>> Start Data provided

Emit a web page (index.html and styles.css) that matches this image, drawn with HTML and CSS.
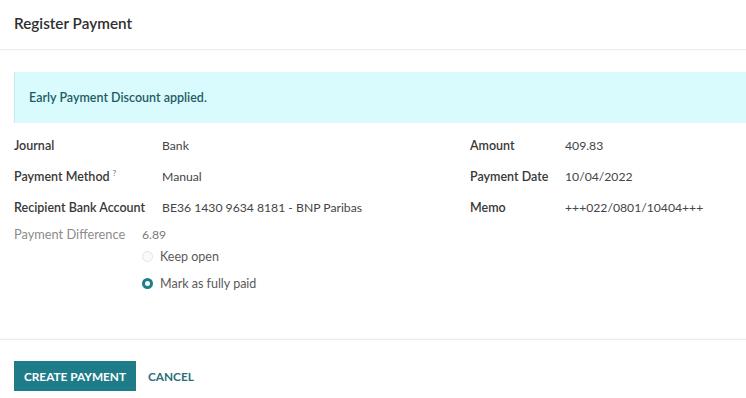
FILE: index.html
```html
<!DOCTYPE html>
<html lang="en">
<head>
    <meta charset="UTF-8">
    <meta name="viewport" content="width=device-width, initial-scale=1.0">
    <title>Register Payment</title>
    <link rel="stylesheet" href="styles.css">
</head>
<body>
    <div class="dialog">
        <header class="dialog-header">
            <h4>Register Payment</h4>
        </header>

        <main class="dialog-body">
            <div class="alert">Early Payment Discount applied.</div>

            <div class="form">
                <div class="group">
                    <div class="field">
                        <span class="label">Journal</span>
                        <span class="value">Bank</span>
                    </div>
                    <div class="field">
                        <span class="label">Payment Method<sup class="help">?</sup></span>
                        <span class="value">Manual</span>
                    </div>
                    <div class="field">
                        <span class="label">Recipient Bank Account</span>
                        <span class="value">BE36 1430 9634 8181 - BNP Paribas</span>
                    </div>
                    <div class="field field-muted">
                        <span class="label">Payment Difference</span>
                        <span class="value">6.89</span>
                    </div>
                    <div class="choices">
                        <label class="radio">
                            <span class="dot"></span>
                            Keep open
                        </label>
                        <label class="radio checked">
                            <span class="dot"></span>
                            Mark as fully paid
                        </label>
                    </div>
                </div>

                <div class="group group-right">
                    <div class="field">
                        <span class="label">Amount</span>
                        <span class="value">409.83</span>
                    </div>
                    <div class="field">
                        <span class="label">Payment Date</span>
                        <span class="value">10/04/2022</span>
                    </div>
                    <div class="field">
                        <span class="label">Memo</span>
                        <span class="value">+++022/0801/10404+++</span>
                    </div>
                </div>
            </div>
        </main>

        <footer class="dialog-footer">
            <button class="btn btn-primary">Create Payment</button>
            <button class="btn btn-link">Cancel</button>
        </footer>
    </div>
</body>
</html>
```

FILE: styles.css
```css
body {
    margin: 0;
    background: #ffffff;
    font-family: 'Lato', 'Noto Sans', sans-serif;
    color: #4a4a4a;
    overflow: hidden;
}

.dialog {
    width: 780px;
    height: 398px;
    display: flex;
    flex-direction: column;
}

.dialog-header {
    height: 49px;
    display: flex;
    align-items: center;
    padding: 0 14px;
    border-bottom: 1px solid #ececec;
    box-shadow: 0 1px 2px rgba(0, 0, 0, 0.03);
}

.dialog-header h4 {
    margin: 0 0 4px;
    font-size: 15.3px;
    font-weight: 600;
    color: #2f2f2f;
}

.dialog-body {
    padding: 22px 0 0 14px;
    height: 267px;
}

.alert {
    height: 51px;
    display: flex;
    align-items: center;
    padding-left: 14px;
    background: #d9fbfd;
    border-left: 1px solid #c6eaee;
    color: #1f5b66;
    font-size: 12.5px;
    font-weight: 600;
}

.form {
    display: flex;
    padding-top: 7px;
}

.group {
    flex: 0 0 456px;
}

.group-right {
    flex: 1;
}

.field {
    height: 31px;
    display: flex;
    align-items: center;
    font-size: 12.5px;
}

.label {
    width: 148px;
    flex: none;
    font-weight: 600;
    color: #383838;
}

.value {
    font-size: 12.2px;
    color: #454545;
}

.group-right .label {
    width: 95px;
}

.help {
    font-size: 8px;
    font-weight: 400;
    color: #4a7a88;
    margin-left: 3px;
}

.field-muted {
    height: 22px;
}

.field-muted .label {
    width: 128px;
    font-size: 12.8px;
    font-weight: 400;
    color: #8c8c8c;
}

.field-muted .value {
    color: #7a7a7a;
}

.choices {
    display: flex;
    flex-direction: column;
    gap: 5px;
    padding-left: 128px;
}

.radio {
    height: 22px;
    display: flex;
    align-items: center;
    gap: 7px;
    font-size: 12.5px;
    color: #5a5a5a;
}

.dot {
    width: 9px;
    height: 9px;
    border: 1px solid #e3e3e3;
    border-radius: 50%;
    background: #fafafa;
}

.radio.checked .dot {
    width: 5px;
    height: 5px;
    border: 3px solid #1e7e8a;
    background: #ffffff;
}

.dialog-footer {
    display: flex;
    align-items: center;
    gap: 12px;
    padding: 14px 14px 0;
    height: 44px;
    border-top: 1px solid #ececec;
    box-shadow: 0 -1px 2px rgba(0, 0, 0, 0.03);
}

.btn {
    font-family: inherit;
    font-size: 11.8px;
    font-weight: 700;
    text-transform: uppercase;
    border: none;
    cursor: pointer;
}

.btn-primary {
    height: 30px;
    width: 122px;
    background: #1e7b88;
    color: #ffffff;
}

.btn-link {
    background: none;
    padding: 0;
    color: #2a6f7a;
}
```
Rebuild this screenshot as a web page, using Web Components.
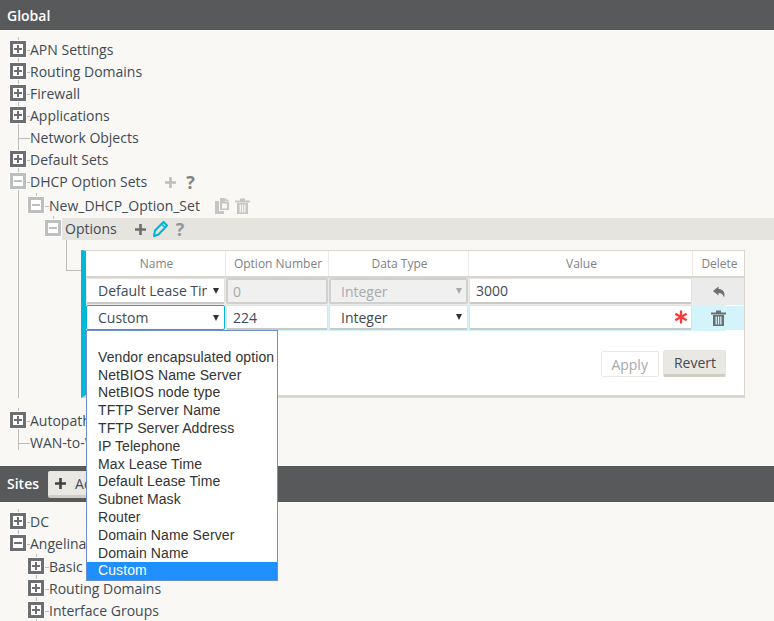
<!DOCTYPE html>
<html>
<head>
<meta charset="utf-8">
<title>DHCP Option Sets</title>
<style>
  html, body { margin: 0; height: 621px; overflow: hidden; background: #faf8f4; }
  body { font: 14px "Open Sans", sans-serif; color: #414a54; }
</style>
</head>
<body>
<app-section label="Global" style="--pad-top:9px;--pad-bottom:12px">
  <tree-node label="APN Settings" state="plus"></tree-node>
  <tree-node label="Routing Domains" state="plus"></tree-node>
  <tree-node label="Firewall" state="plus"></tree-node>
  <tree-node label="Applications" state="plus"></tree-node>
  <tree-node label="Network Objects" state="leaf"></tree-node>
  <tree-node label="Default Sets" state="plus"></tree-node>
  <tree-node label="DHCP Option Sets" state="minus" muted>
    <ui-icon slot="actions" name="plus" color="#bcbec0" style="margin-left:18px"></ui-icon>
    <ui-icon slot="actions" name="help" color="#808285" style="margin-left:10px"></ui-icon>
    <tree-node label="New_DHCP_Option_Set" state="minus" muted last style="margin-top:2px;--indent:17px;--stub:5px">
      <ui-icon slot="actions" name="copy" color="#c4c5c5" style="margin-left:15px"></ui-icon>
      <ui-icon slot="actions" name="trash" color="#c4c5c5" style="margin-left:5px"></ui-icon>
      <tree-node label="Options" state="minus" muted last highlight style="margin-top:1px">
        <ui-icon slot="actions" name="plus" color="#6d6e71" style="margin-left:18px"></ui-icon>
        <ui-icon slot="actions" name="pencil" color="#00b4d8" style="margin-left:6px"></ui-icon>
        <ui-icon slot="actions" name="help" color="#939598" style="margin-left:7px"></ui-icon>
        <option-grid></option-grid>
      </tree-node>
    </tree-node>
  </tree-node>
  <tree-node label="Autopath Groups" state="plus" style="margin-top:12px"></tree-node>
  <tree-node label="WAN-to-WAN Forwarding" state="leaf" last></tree-node>
</app-section>
<app-section label="Sites" tall style="--pad-top:9px;--pad-bottom:0px">
  <ui-button slot="tools" tone="add"><ui-icon name="plus" color="#414042" style="margin-right:9px"></ui-icon>Add Site</ui-button>
  <tree-node label="DC" state="plus"></tree-node>
  <tree-node label="Angelina" state="minus" last>
    <tree-node label="Basic" state="plus" style="margin-top:1px;--stub:5px"></tree-node>
    <tree-node label="Routing Domains" state="plus" style="--stub:5px"></tree-node>
    <tree-node label="Interface Groups" state="plus" style="--stub:5px"></tree-node>
  </tree-node>
</app-section>

<script>
const ICONS = {
  plus: `<svg width="11" height="11" viewBox="0 0 11 11"><path d="M5.500 0v11M0 5.500h11" stroke="currentColor" stroke-width="2.600"/></svg>`,
  pencil: `<svg width="17" height="18" viewBox="0 0 17 18"><path d="M2 16l1-5.500L11.500 2 15 5.500 6.500 14.500z" fill="none" stroke="currentColor" stroke-width="2" stroke-linejoin="round"/><path d="M9.500 4l3.500 3.500" stroke="currentColor" stroke-width="1.600"/></svg>`,
  copy: `<svg width="15" height="16" viewBox="0 0 15 16"><path d="M5 0h5v4h4v8H5z" fill="currentColor"/><path d="M10.500 0L14.500 3.500h-4z" fill="currentColor"/><path d="M0 3h4v10h5v3H0z" fill="currentColor"/><path d="M7 5.500h5v5H7z" fill="#faf8f4"/></svg>`,
  trash: `<svg width="15" height="16" viewBox="0 0 15 16"><path d="M0 2.500h15v2H0zM5 2.500V.5h5v2" fill="currentColor"/><path d="M2 5h11v11H2zM4.600 6.500v8h1.300v-8zM6.900 6.500v8h1.300v-8zM9.200 6.500v8h1.300v-8z" fill="currentColor" fill-rule="evenodd"/></svg>`,
  reply: `<svg width="12" height="12" viewBox="0 0 12 12"><path d="M5.500 .5L0 5l5.500 4.500V7c2.700 0 4.300 1 5.500 4.500C12.500 6.500 10 3 5.500 3z" fill="currentColor"/></svg>`,
  star: `<svg width="14" height="14" viewBox="0 0 14 14"><path d="M7 .5v13M1.300 3.700l11.400 6.600M1.300 10.300l11.400-6.600" stroke="currentColor" stroke-width="2.300"/></svg>`
};

class UiIcon extends HTMLElement {
  connectedCallback() {
    const name = this.getAttribute("name");
    const body = name === "help" ? "?" : ICONS[name];
    this.attachShadow({ mode: "open" }).innerHTML = `
      <style>
        :host { display: inline-flex; align-items: center; justify-content: center; color: ${this.getAttribute("color") || "inherit"}; }
        .q { font: 700 18px/18px "Open Sans", sans-serif; }
        svg { display: block; }
      </style>
      ${name === "help" ? `<span class="q">${body}</span>` : body}`;
  }
}

class UiButton extends HTMLElement {
  constructor() {
    super();
    this.attachShadow({ mode: "open" }).innerHTML = `
      <style>
        :host { display: inline-flex; align-items: center; box-sizing: border-box; height: 27px; padding: 0 9px 0 10px;
                font: 14px "Open Sans", sans-serif; color: #414a54; background: #e9e8e3;
                border: 1px solid #e6e4df; border-bottom: 3px solid #cfcdc4; border-radius: 2px; }
        :host([tone="off"]) { height: 26px; margin-top: 1px; padding: 0 10px 0 9px; background: #fff; color: #a7a9ac;
                border: 1px solid #e9e8e3; }
        :host([tone="add"]) { padding: 0 10px 0 6px; margin-left: 3px; }
      </style>
      <slot></slot>`;
  }
}

class AppSection extends HTMLElement {
  connectedCallback() {
    this.attachShadow({ mode: "open" }).innerHTML = `
      <style>
        :host { display: block; }
        header { display: flex; align-items: center; gap: 6px; height: 30px; padding-left: 7px;
                 background: #58595b; color: #fff; font: 600 14px "Open Sans", sans-serif; }
        :host([tall]) header { height: 36px; }
        :host([tall]) header span { margin-top: -2px; }
        .body { padding: var(--pad-top) 0 var(--pad-bottom) 10px; }
      </style>
      <header><span>${this.getAttribute("label")}</span><slot name="tools"></slot></header>
      <div class="body"><slot></slot></div>`;
  }
}

class TreeNode extends HTMLElement {
  connectedCallback() {
    const state = this.getAttribute("state");
    const sign = state === "leaf" ? "" : `
      <span class="box"><i class="h"></i>${state === "plus" ? `<i class="v"></i>` : ""}</span>`;
    this.attachShadow({ mode: "open" }).innerHTML = `
      <style>
        :host { display: block; position: relative; --line: #bdbdb9; }
        :host::before { content: ""; position: absolute; left: 8px; top: -2px; bottom: 0; width: 1px; background: var(--line); }
        :host([last])::before { bottom: auto; height: 20px; }
        .row { display: flex; align-items: center; height: 22px; position: relative; }
        .box { position: relative; box-sizing: border-box; flex: none; width: 16px; height: 16px; margin-top: -2px;
               background: #fff; border: 3px solid #6d6e71; box-shadow: 0 0 0 1px #fff; }
        :host([muted]) .box { border-color: #bcbec0; }
        .box i { position: absolute; background: #6d6e71; }
        :host([muted]) .box i { background: #bcbec0; }
        .h { left: 1px; right: 1px; top: 4px; height: 2px; }
        .v { top: 1px; bottom: 1px; left: 4px; width: 2px; }
        .stub { flex: none; width: var(--stub, 4px); height: 1px; background: var(--line); }
        :host([state="leaf"]) .stub { width: 11px; margin-left: 9px; }
        .label { display: flex; align-items: center; box-sizing: border-box; height: 22px; padding-bottom: 2px; white-space: nowrap; }
        ::slotted(ui-icon) { margin-top: 2px; }
        :host([highlight]) .stub { width: 1px; }
        :host([highlight]) .label { flex: 1; padding-left: 3px; background: #e6e4df; }
        .kids { padding-left: var(--indent, 18px); }
      </style>
      <div class="row">${sign}<span class="stub"></span>
        <span class="label">${this.getAttribute("label")}<slot name="actions"></slot></span>
      </div>
      <div class="kids"><slot></slot></div>`;
  }
}

const GRID_COLUMNS = ["Name", "Option Number", "Data Type", "Value", "Delete"];

const LEASE_OPTIONS = [
  "", "Vendor encapsulated option", "NetBIOS Name Server", "NetBIOS node type", "TFTP Server Name",
  "TFTP Server Address", "IP Telephone", "Max Lease Time", "Default Lease Time", "Subnet Mask",
  "Router", "Domain Name Server", "Domain Name", "Custom"
];

class OptionList extends HTMLElement {
  connectedCallback() {
    this.attachShadow({ mode: "open" }).innerHTML = `
      <style>
        :host { position: absolute; left: 0; top: 79px; z-index: 5; display: block; box-sizing: border-box; width: 192px;
                background: #fff; border: 1px solid #6d8fd0; font: 14px/17.8px "Liberation Sans", Arial, sans-serif;
                letter-spacing: .1px; color: #333; }
        div { height: 17.8px; padding-left: 11px; white-space: nowrap; }
        .on { background: #1e90ff; color: #fff; }
      </style>
      ${LEASE_OPTIONS.map(o => `<div class="${o === "Custom" ? "on" : ""}">${o}</div>`).join("")}`;
  }
}

class OptionGrid extends HTMLElement {
  field(text, kind, arrow) {
    return `<div class="field ${kind}"><span class="txt">${text}</span>${arrow ? `<span class="arrow"></span>` : ""}</div>`;
  }

  connectedCallback() {
    this.attachShadow({ mode: "open" }).innerHTML = `
      <style>
        :host { display: block; position: relative; box-sizing: border-box; width: 664px; height: 148px; margin: 10px 0 0 19px;
                background: #fff; border-top: 1px solid #d8d6ce; border-right: 1px solid #d8d6ce;
                border-bottom: 3px solid #d8d6ce; border-left: 5px solid #00b8d9; }
        :host::before { content: ""; position: absolute; left: -20px; top: -11px; width: 14px; height: 30px;
                border-left: 1px solid #bdbdb9; border-bottom: 1px solid #bdbdb9; }
        .cols { display: grid; grid-template-columns: 140px 103px 140px 224px 51px; }
        .head { height: 25px; border-bottom: 2px solid #d8d6ce; }
        .head div { display: flex; align-items: center; justify-content: center; padding-left: 2px; font-size: 12px; color: #808285;
                    border-right: 1px solid #ecebe6; }
        .head div:last-child { border-right: 0; }
        .r1 { height: 27px; background: #ebebeb; }
        .r2 { height: 26px; background: linear-gradient(to right, #d4f4fb 640px, transparent 640px); }
        .field { display: flex; align-items: center; box-sizing: border-box; height: 26px; margin-right: 1px; padding: 0 5px 0 11px;
                 background: #fff; border: 1px solid #e2e1dd; border-bottom: 2px solid #c9c9c7; border-radius: 2px;
                 font-size: 14px; color: #414a54; overflow: hidden; }
        .r2 .field { height: 25px; }
        .num { padding-left: 6px; }
        .off { background: #f0f0f0; color: #a7a9ac; border: 2px solid #d0d0ce; padding-left: 10px; padding-right: 4px; }
        .off.num { padding-left: 5px; }
        .on { border: 1px solid #00b4d8; }
        .txt { flex: 1; white-space: nowrap; overflow: hidden; }
        .arrow { flex: none; margin-left: 6px; border: 3.500px solid transparent; border-top: 6px solid #333; border-bottom: 0; }
        .off .arrow { border-top-color: #a7a9ac; }
        .del { display: flex; align-items: center; justify-content: center; color: #6d6e71; }
        .r2 .del { background: #d4f4fb; height: 24px; margin-top: 1px; }
        .r2 .del ui-icon { margin-left: -1px; }
        .star { color: #f93a3a; margin-right: -2px; }
        .tools { display: flex; justify-content: flex-end; gap: 4px; padding: 19px 18px 0 0; }
      </style>
      <div class="cols head">${GRID_COLUMNS.map(c => `<div>${c}</div>`).join("")}</div>
      <div class="cols r1">
        ${this.field("Default Lease Time", "", true)}
        ${this.field("0", "off num")}
        ${this.field("Integer", "off", true)}
        ${this.field("3000", "num")}
        <div class="del"><ui-icon name="reply"></ui-icon></div>
      </div>
      <div class="cols r2">
        ${this.field("Custom", "on", true)}
        ${this.field("224", "num")}
        ${this.field("Integer", "", true)}
        <div class="field num"><span class="txt"></span><ui-icon class="star" name="star"></ui-icon></div>
        <div class="del"><ui-icon name="trash"></ui-icon></div>
      </div>
      <div class="tools">
        <ui-button tone="off">Apply</ui-button>
        <ui-button>Revert</ui-button>
      </div>
      <option-list></option-list>`;
  }
}

customElements.define("ui-icon", UiIcon);
customElements.define("ui-button", UiButton);
customElements.define("app-section", AppSection);
customElements.define("tree-node", TreeNode);
customElements.define("option-list", OptionList);
customElements.define("option-grid", OptionGrid);
</script>
</body>
</html>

>> End Data provided

Prompt — Filter the records above for "page" and copy every matching line.

Answer —
Emit a web page (index.html and styles.css) that matches this image, drawn with HTML and CSS.
Rebuild this screenshot as a web page, using Web Components.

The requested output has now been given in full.